Messages seeking comment were left with the union and the NYPD.

The Sergeants Benevolent Association represents about 13,000 active and retired NYPD sergeants, drawing about $1,300 in dues a year from each active member and a one-time payment of $600 per retiree. The union also controls a $264 million retirement fund.

Mullins is accused of submitting false and inflated expense reports to the union after using his personal credit card to pay for meals at high-end restaurants and purchase luxury personal items, starting in 2017 and ending last October. Mullins is also accused of charging his personal supermarket bills to the union and counting costly meals with friends as business expenses.

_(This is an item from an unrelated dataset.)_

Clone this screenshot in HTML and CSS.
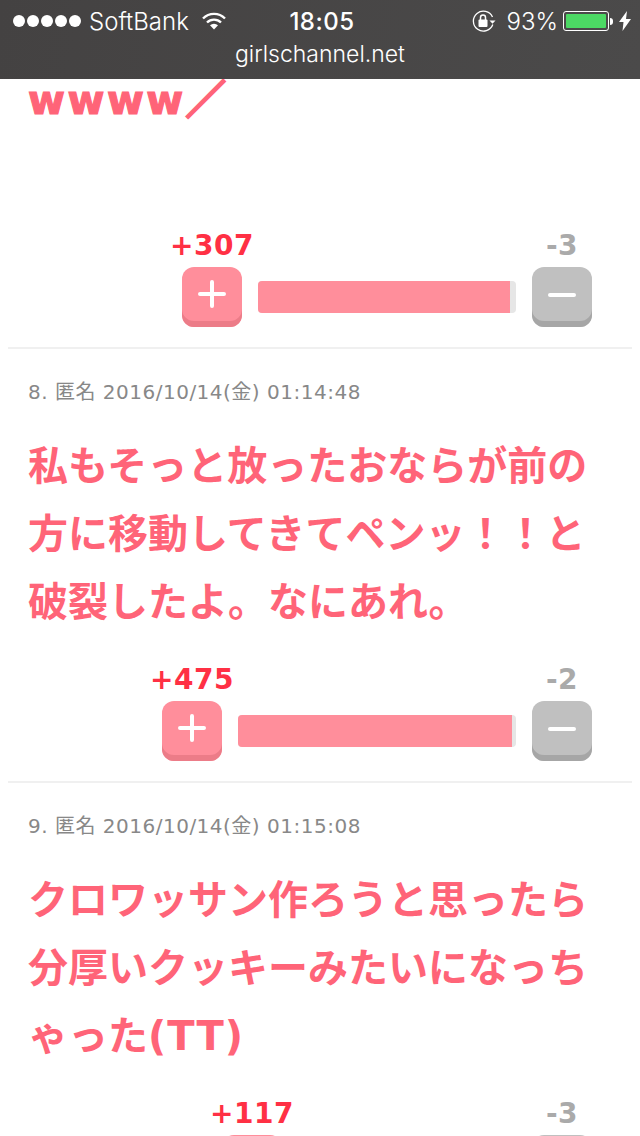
FILE: index.html
```html
<!DOCTYPE html>
<html lang="ja">
<head>
<meta charset="UTF-8">
<meta name="viewport" content="width=device-width, initial-scale=1.0">
<title>girlschannel.net</title>
<link rel="stylesheet" href="styles.css">
</head>
<body>
    <header class="browser-bar">
        <div class="status-row">
            <div class="status-left">
                <span class="signal"><i></i><i></i><i></i><i></i><i></i></span>
                <span>SoftBank</span>
                <svg class="wifi" width="24" height="18" viewBox="0 0 24 18">
                    <path d="M1 6.5a15.5 15.5 0 0 1 22 0" fill="none" stroke="#fff" stroke-width="2.4"/>
                    <path d="M5 10.5a10 10 0 0 1 14 0" fill="none" stroke="#fff" stroke-width="2.4"/>
                    <path d="M8 13.2a6 6 0 0 1 8 0L12 17.5z" fill="#fff"/>
                </svg>
            </div>
            <div class="status-time">18:05</div>
            <div class="status-right">
                <svg class="lock" width="24" height="22" viewBox="0 0 24 22">
                    <path d="M20.5 7A10 10 0 1 0 20.8 14.5" fill="none" stroke="#fff" stroke-width="1.3"/>
                    <path d="M17.5 10.5h6l-3 3.2z" fill="#fff"/>
                    <rect x="6.5" y="9.5" width="9" height="7.5" rx="1" fill="#fff"/>
                    <path d="M8.5 10V7.5a2.5 2.5 0 0 1 5 0V10" fill="none" stroke="#fff" stroke-width="1.5"/>
                </svg>
                <span class="percent">93%</span>
                <div class="battery"><div class="battery-level"></div></div>
                <div class="battery-nub"></div>
                <svg class="bolt" width="12" height="20" viewBox="0 0 12 20">
                    <path d="M8 0L0 11h4.5L3.5 20 12 8H7z" fill="#fff"/>
                </svg>
            </div>
        </div>
        <div class="url">girlschannel.net</div>
    </header>

    <main class="comments">
        <article class="comment first">
            <p class="comment-body"><span class="wide">wwww</span><span class="slash">／</span><br><br></p>
            <div class="votes">
                <div class="vote-col">
                    <span class="count count-plus">+307</span>
                    <button class="btn btn-plus"><svg width="32" height="32" viewBox="0 0 32 32"><path d="M16 4v24M4 16h24" stroke="#fff" stroke-width="4" stroke-linecap="round"/></svg></button>
                </div>
                <div class="bar" style="width: 258px"><div class="bar-fill" style="width: 97.7%"></div></div>
                <div class="vote-col">
                    <span class="count count-minus">-3</span>
                    <button class="btn btn-minus"><svg width="32" height="32" viewBox="0 0 32 32"><path d="M4 17h24" stroke="#fff" stroke-width="4" stroke-linecap="round"/></svg></button>
                </div>
            </div>
        </article>

        <article class="comment">
            <div class="comment-meta">8. 匿名 2016/10/14(金) 01:14:48</div>
            <p class="comment-body">私もそっと放ったおならが前の方に移動してきてペンッ！！と破裂したよ。なにあれ。</p>
            <div class="votes">
                <div class="vote-col">
                    <span class="count count-plus">+475</span>
                    <button class="btn btn-plus"><svg width="32" height="32" viewBox="0 0 32 32"><path d="M16 4v24M4 16h24" stroke="#fff" stroke-width="4" stroke-linecap="round"/></svg></button>
                </div>
                <div class="bar" style="width: 278px"><div class="bar-fill" style="width: 98.4%"></div></div>
                <div class="vote-col">
                    <span class="count count-minus">-2</span>
                    <button class="btn btn-minus"><svg width="32" height="32" viewBox="0 0 32 32"><path d="M4 17h24" stroke="#fff" stroke-width="4" stroke-linecap="round"/></svg></button>
                </div>
            </div>
        </article>

        <article class="comment">
            <div class="comment-meta">9. 匿名 2016/10/14(金) 01:15:08</div>
            <p class="comment-body">クロワッサン作ろうと思ったら分厚いクッキーみたいになっちゃった<span class="latin">(TT)</span></p>
            <div class="votes">
                <div class="vote-col">
                    <span class="count count-plus">+117</span>
                    <button class="btn btn-plus"><svg width="32" height="32" viewBox="0 0 32 32"><path d="M16 4v24M4 16h24" stroke="#fff" stroke-width="4" stroke-linecap="round"/></svg></button>
                </div>
                <div class="bar" style="width: 218px"><div class="bar-fill" style="width: 97%"></div></div>
                <div class="vote-col">
                    <span class="count count-minus">-3</span>
                    <button class="btn btn-minus"><svg width="32" height="32" viewBox="0 0 32 32"><path d="M4 17h24" stroke="#fff" stroke-width="4" stroke-linecap="round"/></svg></button>
                </div>
            </div>
        </article>
    </main>
</body>
</html>
```

FILE: styles.css
```css
html, body {
    margin: 0;
    padding: 0;
    height: 1136px;
    overflow: hidden;
    background-color: #fff;
}

body {
    font-family: "DejaVu Sans", "Noto Sans CJK JP", sans-serif;
}

/* Barra del browser, sta sopra il contenuto */
.browser-bar {
    position: absolute;
    top: 0;
    left: 0;
    right: 0;
    z-index: 10;
    height: 79px;
    background: linear-gradient(100deg, #444242, #4b4a4a);
    color: #fff;
    font-family: "Inter", "Liberation Sans", sans-serif;
}

.status-row {
    display: grid;
    grid-template-columns: 1fr auto 1fr;
    align-items: center;
    height: 42px;
    padding: 0 9px 0 13px;
    font-size: 24px;
    font-weight: 300;
}

.status-left, .status-right {
    display: flex;
    align-items: center;
}

.status-right {
    justify-content: flex-end;
}

.signal {
    display: flex;
    gap: 2px;
    margin-right: 8px;
}

.signal i {
    width: 12px;
    height: 12px;
    border-radius: 50%;
    background-color: #fff;
}

.wifi {
    margin-left: 13px;
}

.status-time {
    font-weight: 500;
    letter-spacing: 0.5px;
}

.percent {
    margin: 0 5px 0 11px;
}

.battery {
    box-sizing: border-box;
    width: 46px;
    height: 20px;
    padding: 2px;
    border: 1px solid #fff;
    border-radius: 3px;
}

.battery-level {
    width: 40px;
    height: 100%;
    background-color: #4cd964;
    border-radius: 1px;
}

.battery-nub {
    width: 3px;
    height: 7px;
    margin-left: 1px;
    background-color: #fff;
    border-radius: 0 3px 3px 0;
}

.bolt {
    margin-left: 6px;
}

.url {
    text-align: center;
    font-size: 23px;
    font-weight: 300;
    line-height: 24px;
}

/* Commenti */
.comments {
    padding-top: 66px;
}

.comment {
    margin: 0 8px;
    padding: 0 20px;
    border-bottom: 2px solid #f0f0f0;
}

.comment-meta {
    padding-top: 31px;
    font-size: 20px;
    line-height: 24px;
    letter-spacing: 0.5px;
    color: #888;
}

.comment-body {
    margin: 28px 0 0;
    font-family: "DejaVu Sans", "Noto Sans CJK JP", sans-serif;
    font-size: 40px;
    font-weight: 700;
    line-height: 68px;
    color: #ff6478;
}

/* Le w nel riferimento sono piu larghe e piu piene */
.wide {
    letter-spacing: 2.5px;
    -webkit-text-stroke: 1.2px #ff6478;
}

.latin {
    letter-spacing: 1px;
}

.slash {
    -webkit-text-stroke: 2.5px #ff6478;
}

.first .comment-body {
    margin-top: 0;
}

.votes {
    display: flex;
    justify-content: flex-end;
    align-items: flex-start;
    gap: 16px;
    height: 145px;
    box-sizing: border-box;
    padding: 27px 20px 0 0;
}

.vote-col {
    display: flex;
    flex-direction: column;
    align-items: center;
    width: 60px;
}

.count {
    margin: 0 -20px 4px;
    font-size: 28px;
    font-weight: 700;
    line-height: 34px;
    letter-spacing: 0.5px;
    white-space: nowrap;
}

.count-plus {
    color: #ff3044;
}

.count-minus {
    color: #aaa;
}

.btn {
    display: flex;
    align-items: center;
    justify-content: center;
    width: 60px;
    height: 60px;
    padding: 0 0 6px;
    border: none;
    border-radius: 12px;
}

.btn-plus {
    background-color: #ff8e9b;
    box-shadow: inset 0 -6px 0 #ec7c88;
}

.btn-minus {
    background-color: #c0c0c0;
    box-shadow: inset 0 -6px 0 #a6a6a6;
}

.bar {
    height: 32px;
    margin-top: 52px;
    background-color: #e6e6e6;
    border-radius: 4px;
    overflow: hidden;
}

.bar-fill {
    height: 100%;
    background-color: #ff8e9b;
}
```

Prosecutors said Mullins sought more than $1 million in reimbursements and that much of it was fraudulent. They said some personal expenses he likely paid with the extra reimbursements included clothing, jewelry, home appliances, and a relative’s college tuition.

Mullins “abused his position of trust and authority to fund a lavish lifestyle that was paid for by the monthly dues of the thousands of hard-working Sergeants of the NYPD,” U.S. Attorney Damian Williams said in a statement.

Mullins, a police sergeant who was detached to full-time union work, was subject to department disciplinary proceedings last year for sending derogatory tweets about two city officials and for tweeting NYPD paperwork about the arrest of then-Mayor Bill de Blasio’s daughter during protests over the Minneapolis police murder of George Floyd.

Mullins was forced to give up 70 vacation days as punishment, amounting to almost $32,000 in pay. In a previous infraction, in 1987, he gave up 25 vacation days for an off-duty incident in which he punched one person and threw a bottle at another, police records show.

Mullins, a police officer since 1982, rose to sergeant, a rank above detective but below captain and lieutenant, in 1993 and was elected president of the sergeants union in 2002. Under his leadership, the union has fought for better pay — with contracts resulting in pay increases of 40% — and staked a prominent position in the anti-reform movement.

Although he was a full-time union chief, city law allowed Mullins to retain his sergeant’s position and collect salaries from both the union and the police department. In 2020, Mullins made more than $220,000 between the two, according to public records: $88,757 from the union and $133,195 from the NYPD.

Along with Mullins’ periodic appearances on cable networks like Fox News and Newsmax — including one in which he was pictured in front of a QAnon mug — perhaps his most powerful megaphone was the union’s Twitter account, which at one time had 45,000 followers.

In 2018, amid a rash of incidents in which police were doused with water, Mullins suggested it was time for then-Commissioner James O’Neill to “consider another profession” and tweeted that “O’KNEEL must go!” O’Neill retorted that Mullins was “a bit of a keyboard gangster” who seldom showed up to department functions.

Mullins came under fire and was subject to police department discipline for tweets in 2020 in which he called the city’s former Health Commissioner, Dr. Oxiris Barbot, a “b----” and U.S. Rep. Ritchie Torres a “first-class whore.”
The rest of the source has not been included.